The hang is triggered by a stale NFS mount point. rpm is subject to behavior dictated by glibc, the kernel, and other standards. Avoiding a hard hang with ESTALE is not easily solved in general.
This is fixed in rpm-4.4.7 (at least) and later. UPSTREAM
Fixed upstream in rpm.org too now... FC5 is EOL, changing version to devel.
Fixed in next rawhide push, thanks for the patch Jeff.
This bug is still present in the latest RPM. If an NFS mountpoint is inaccessible, then rpm -i does a stat(2) system call which hangs. I'm attaching two straces. The first is from a successful run of rpm -i. The second is from a run of rpm -i where I have deliberately made an NFS mountpoint unreachable.

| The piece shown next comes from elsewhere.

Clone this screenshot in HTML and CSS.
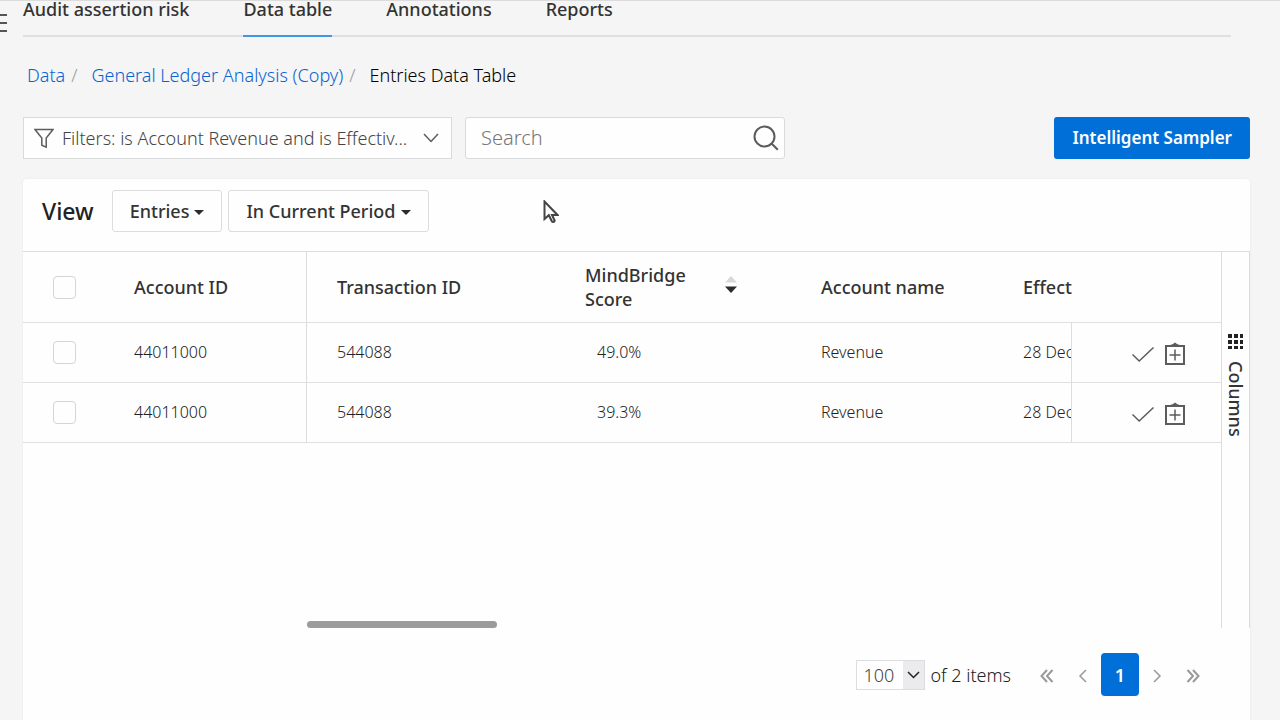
FILE: index.html
```html
<!DOCTYPE html>
<html lang="en">
<head>
    <meta charset="UTF-8">
    <title>Entries Data Table</title>
    <link rel="stylesheet" href="styles.css">
</head>
<body>
    <button class="menu" aria-label="Menu"><span></span><span></span><span></span></button>

    <nav class="tabs">
        <a href="#">Audit assertion risk</a>
        <a href="#" class="active">Data table</a>
        <a href="#">Annotations</a>
        <a href="#">Reports</a>
    </nav>

    <main>
        <ol class="breadcrumb">
            <li><a href="#">Data</a></li>
            <li><a href="#">General Ledger Analysis (Copy)</a></li>
            <li>Entries Data Table</li>
        </ol>

        <div class="toolbar">
            <button class="filters">
                <svg width="20" height="21" viewBox="0 0 20 21"><path d="M1 1.500h18l-6.800 8.500v9.200l-4.400-2V10z"/></svg>
                <span>Filters: is Account Revenue and is Effectiv...</span>
                <svg width="16" height="10" viewBox="0 0 16 10"><path d="M1 1l7 7.500L15 1"/></svg>
            </button>
            <div class="search">
                <input type="text" placeholder="Search" aria-label="Search">
                <svg width="26" height="26" viewBox="0 0 26 26"><circle cx="11.500" cy="11.500" r="10"/><path d="M18.500 18.500l6.300 6.300"/></svg>
            </div>
            <button class="primary">Intelligent Sampler</button>
        </div>

        <section class="card">
            <div class="view">
                <h2>View</h2>
                <button class="drop">Entries</button>
                <button class="drop">In Current Period</button>
            </div>

            <div class="grid">
                <div class="grid-body">
                    <table>
                        <colgroup>
                            <col class="c-check">
                            <col class="c-account">
                            <col class="c-trans">
                            <col class="c-score">
                            <col class="c-name">
                            <col>
                            <col class="c-action">
                        </colgroup>
                        <thead>
                            <tr>
                                <th class="check"><input type="checkbox" aria-label="Select all"></th>
                                <th class="pin">Account ID</th>
                                <th>Transaction ID</th>
                                <th>
                                    <div class="sort">
                                        <span>MindBridge Score</span>
                                        <svg width="12" height="17" viewBox="0 0 12 17"><path class="up" d="M0 6.500L6 0l6 6.500z"/><path class="down" d="M0 10.500h12L6 17z"/></svg>
                                    </div>
                                </th>
                                <th>Account name</th>
                                <th class="cut">Effect</th>
                                <th></th>
                            </tr>
                        </thead>
                        <tbody>
                            <tr>
                                <td class="check"><input type="checkbox" aria-label="Select row 1"></td>
                                <td class="pin">44011000</td>
                                <td>544088</td>
                                <td class="score">49.0%</td>
                                <td>Revenue</td>
                                <td class="cut pin">28 Dec</td>
                                <td class="action">
                                    <div>
                                        <button aria-label="Approve"><svg width="24" height="24" viewBox="0 0 24 24"><path d="M1.500 12.500l6.700 6.500L22.500 5.500"/></svg></button>
                                        <button aria-label="Add to plan"><svg width="24" height="24" viewBox="0 0 24 24"><path class="thick" d="M3 4h18v18H3z"/><path class="cap" d="M6 5V3.500L10 2l2-1.500L14 2l4 1.500V5z"/><path d="M12 7.500v11M6.500 13h11"/></svg></button>
                                    </div>
                                </td>
                            </tr>
                            <tr>
                                <td class="check"><input type="checkbox" aria-label="Select row 2"></td>
                                <td class="pin">44011000</td>
                                <td>544088</td>
                                <td class="score">39.3%</td>
                                <td>Revenue</td>
                                <td class="cut pin">28 Dec</td>
                                <td class="action">
                                    <div>
                                        <button aria-label="Approve"><svg width="24" height="24" viewBox="0 0 24 24"><path d="M1.500 12.500l6.700 6.500L22.500 5.500"/></svg></button>
                                        <button aria-label="Add to plan"><svg width="24" height="24" viewBox="0 0 24 24"><path class="thick" d="M3 4h18v18H3z"/><path class="cap" d="M6 5V3.500L10 2l2-1.500L14 2l4 1.500V5z"/><path d="M12 7.500v11M6.500 13h11"/></svg></button>
                                    </div>
                                </td>
                            </tr>
                        </tbody>
                    </table>
                    <div class="scroll"></div>
                </div>
                <div class="side">
                    <button>
                        <svg width="15" height="15" viewBox="0 0 15 15"><path d="M0 0h4v4H0zM6 0h4v4H6zM12 0h3v4h-3zM0 6h4v4H0zM6 6h4v4H6zM12 6h3v4h-3zM0 12h4v3H0zM6 12h4v3H6zM12 12h3v3h-3z"/></svg>
                        Columns
                    </button>
                </div>
            </div>

            <div class="pager">
                <select aria-label="Items per page"><option>100</option></select>
                <span>of 2 items</span>
                <div class="pages">
                    <button aria-label="First page"><svg width="14" height="14" viewBox="0 0 14 14"><path class="bold" d="M7 1L1.500 7 7 13M12.500 1L7 7l5.500 6"/></svg></button>
                    <button aria-label="Previous page"><svg width="14" height="14" viewBox="0 0 14 14"><path d="M10 1L4 7l6 6"/></svg></button>
                    <button class="current">1</button>
                    <button aria-label="Next page"><svg width="14" height="14" viewBox="0 0 14 14"><path d="M4 1l6 6-6 6"/></svg></button>
                    <button aria-label="Last page"><svg width="14" height="14" viewBox="0 0 14 14"><path class="bold" d="M1.500 1L7 7l-5.500 6M7 1l5.500 6L7 13"/></svg></button>
                </div>
            </div>
        </section>
    </main>

    <svg class="cursor" width="16" height="24" viewBox="0 0 16 24"><path d="M1.500 1.500v17.500l4.300-3.800 3.200 6.300q1.500 1.300 2.700-.8l-2.700-5.700h5.500z"/></svg>
</body>
</html>
```

FILE: styles.css
```css
*{
    box-sizing: border-box;
}
body{
    margin: 0;
    height: 100vh;
    overflow: hidden;
    display: flex;
    flex-direction: column;
    border-top: 1px solid #dcdcdc;
    background: #f5f5f5;
    color: #222;
    font: 300 18px/24px "Noto Sans", "Open Sans", sans-serif;
}
button,input,select{
    font: inherit;
    color: inherit;
}
button{
    padding: 0;
    border: 0;
    background: none;
}
a{
    color: #0a62d0;
    text-decoration: none;
}
svg{
    display: block;
    flex: none;
    fill: none;
    stroke: #5c5c5c;
    stroke-width: 1.5;
}

/* menu handle sticks out of the left edge */
.menu{
    position: absolute;
    top: 14px;
    left: 0;
    width: 7px;
}
.menu span{
    display: block;
    height: 2px;
    margin-bottom: 6px;
    background: #555;
}

.tabs{
    display: flex;
    gap: 54px;
    height: 36px;
    margin: 0 49px 0 23px;
    border-bottom: 2px solid #e0e0e0;
    font-weight: 500;
    line-height: 16px;
}
.tabs a{
    height: 36px;
    color: #333;
}
.tabs .active{
    border-bottom: 2px solid #3f98e6;
}

main{
    flex: 1;
    display: flex;
    flex-direction: column;
    padding: 26px 30px 0 23px;
}
.breadcrumb{
    display: flex;
    margin: 0;
    padding: 0 4px;
    list-style: none;
    color: #000;
}
.breadcrumb li+li:before{
    content: "/";
    padding: 0 14px 0 6px;
    color: #999;
}

.toolbar{
    display: flex;
    gap: 13px;
    margin: 30px 0 20px;
}
.filters{
    display: flex;
    align-items: center;
    gap: 8px;
    width: 429px;
    height: 42px;
    padding: 0 12px 0 10px;
    border: 1px solid #d9dadb;
    background: #fefefe;
    color: #444;
}
.filters span{
    flex: 1;
    min-width: 0;
    text-align: left;
    white-space: nowrap;
}
.search{
    display: flex;
    align-items: center;
    width: 320px;
    height: 42px;
    padding: 0 5px 0 15px;
    border: 1px solid #d9dadb;
    border-radius: 3px;
    background: #fefefe;
}
.search input{
    flex: 1;
    min-width: 0;
    padding: 0;
    border: 0;
    outline: 0;
    background: none;
    font-size: 20px;
}
.search input::placeholder{
    color: #777;
}
.search svg{
    stroke-width: 2;
}
.primary{
    height: 42px;
    margin-left: auto;
    padding: 0 18px;
    border-radius: 3px;
    background: #0070d8;
    color: #fff;
    font-size: 17px;
    font-weight: 600;
}

.card{
    flex: 1;
    border-radius: 4px 4px 0 0;
    background: #fefefe;
    box-shadow: 0 0 2px #e4e4e4;
}
.view{
    display: flex;
    align-items: center;
    gap: 6px;
    height: 72px;
    padding: 0 19px 8px;
}
.view h2{
    margin: 0 12px 0 0;
    font-size: 23px;
    font-weight: 500;
}
.drop{
    display: flex;
    align-items: center;
    gap: 5px;
    height: 42px;
    padding: 0 17px;
    border: 1px solid #dcddde;
    border-radius: 3px;
    color: #333;
    font-weight: 500;
}
.drop:after{
    content: "";
    margin-top: 3px;
    border: 5px solid transparent;
    border-top-color: #2c2c2c;
    border-bottom: 0;
}

.grid{
    display: flex;
    height: 377px;
    border-top: 1px solid #dcddde;
}
.grid-body{
    flex: 1;
    display: flex;
    flex-direction: column;
    justify-content: space-between;
}
table{
    width: 100%;
    table-layout: fixed;
    border-collapse: separate;
    border-spacing: 0;
}
.c-check{
    width: 81px;
}
.c-account{
    width: 203px;
}
.c-trans{
    width: 248px;
}
.c-score{
    width: 236px;
}
.c-name{
    width: 202px;
}
.c-action{
    width: 149px;
}
th,td{
    padding: 0 0 0 30px;
    border-bottom: 1px solid #e0e0e0;
    text-align: left;
}
th{
    height: 71px;
    color: #333;
    font-weight: 500;
}
td{
    height: 60px;
    padding-bottom: 2px;
    font-size: 16px;
}
.pin{
    border-right: 1px solid #dcddde;
}
.cut{
    overflow: hidden;
    white-space: nowrap;
}
.score{
    padding-left: 42px;
}
td.check{
    padding-bottom: 0;
}
.check input{
    display: block;
    width: 23px;
    height: 23px;
    margin: 0;
    appearance: none;
    border: 1px solid #d4d5d7;
    border-radius: 4px;
}
.sort{
    display: flex;
    align-items: center;
    justify-content: space-between;
    padding-right: 54px;
}
.sort span{
    width: 110px;
}
.sort svg{
    margin-bottom: 6px;
    stroke: none;
}
.sort .up{
    fill: #d8d8d8;
}
.sort .down{
    fill: #2c2c2c;
}
.action div{
    display: flex;
    justify-content: flex-end;
    gap: 8px;
    padding: 4px 34px 0 0;
}
.action .thick{
    stroke-width: 2;
}
.action .cap{
    fill: #5c5c5c;
    stroke: none;
}
.scroll{
    width: 190px;
    height: 7px;
    margin-left: 284px;
    border-radius: 4px;
    background: #9b9b9b;
}
.side{
    width: 29px;
    border: 1px solid #dcddde;
    border-width: 0 1px;
}
.side button{
    display: flex;
    align-items: center;
    gap: 12px;
    margin-top: 82px;
    color: #333;
    line-height: 27px;
    writing-mode: vertical-rl;
    font-weight: 500;
}
.side svg{
    fill: #222;
    stroke: none;
}

.pager{
    display: flex;
    align-items: center;
    justify-content: flex-end;
    gap: 5px;
    padding: 25px 39px 0 0;
}
.pager select{
    width: 69px;
    height: 30px;
    padding: 0 6px;
    appearance: none;
    border: 1px solid #dcddde;
    border-radius: 0;
    /* arrow drawn over the grey right part */
    background: url("data:image/svg+xml,%3Csvg xmlns='http://www.w3.org/2000/svg' width='21' height='28'%3E%3Cpath fill='%23ebebed' d='M0 0h21v28H0z'/%3E%3Cpath fill='none' stroke='%23222' stroke-width='1.500' d='M5 11l5.500 5.500L16 11'/%3E%3C/svg%3E") no-repeat right #fefefe;
    color: #444;
}
.pages{
    display: flex;
    align-items: center;
    margin-left: 13px;
}
.pages button{
    display: flex;
    align-items: center;
    justify-content: center;
    width: 36px;
    height: 43px;
}
.pages svg{
    margin-top: 3px;
    stroke: #999;
}
.pages .bold{
    stroke-width: 2;
}
.pages .current{
    width: 38px;
    border-radius: 4px;
    background: #0070d8;
    color: #fff;
    font-weight: 600;
}

.cursor{
    position: absolute;
    top: 200px;
    left: 543px;
    fill: #fefefe;
    stroke: #444;
    stroke-width: 2;
}
```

Created attachment 422814 [details] Successful run of rpm -i
Created attachment 422816 [details] rpm -i hangs on stat when the NFS server is unreachable
RPM version 4.8.0-beta1
Dunno why you're using 4.8.0-beta1 at this point... Anyway, the issue has been really dealt with in rpm >= 4.8.0-8 in F13 and rawhide by only stat()'ing the filesystems the transaction will actually touch, so something like /home on NFS hanging wont cause rpm to hang unnecessarily.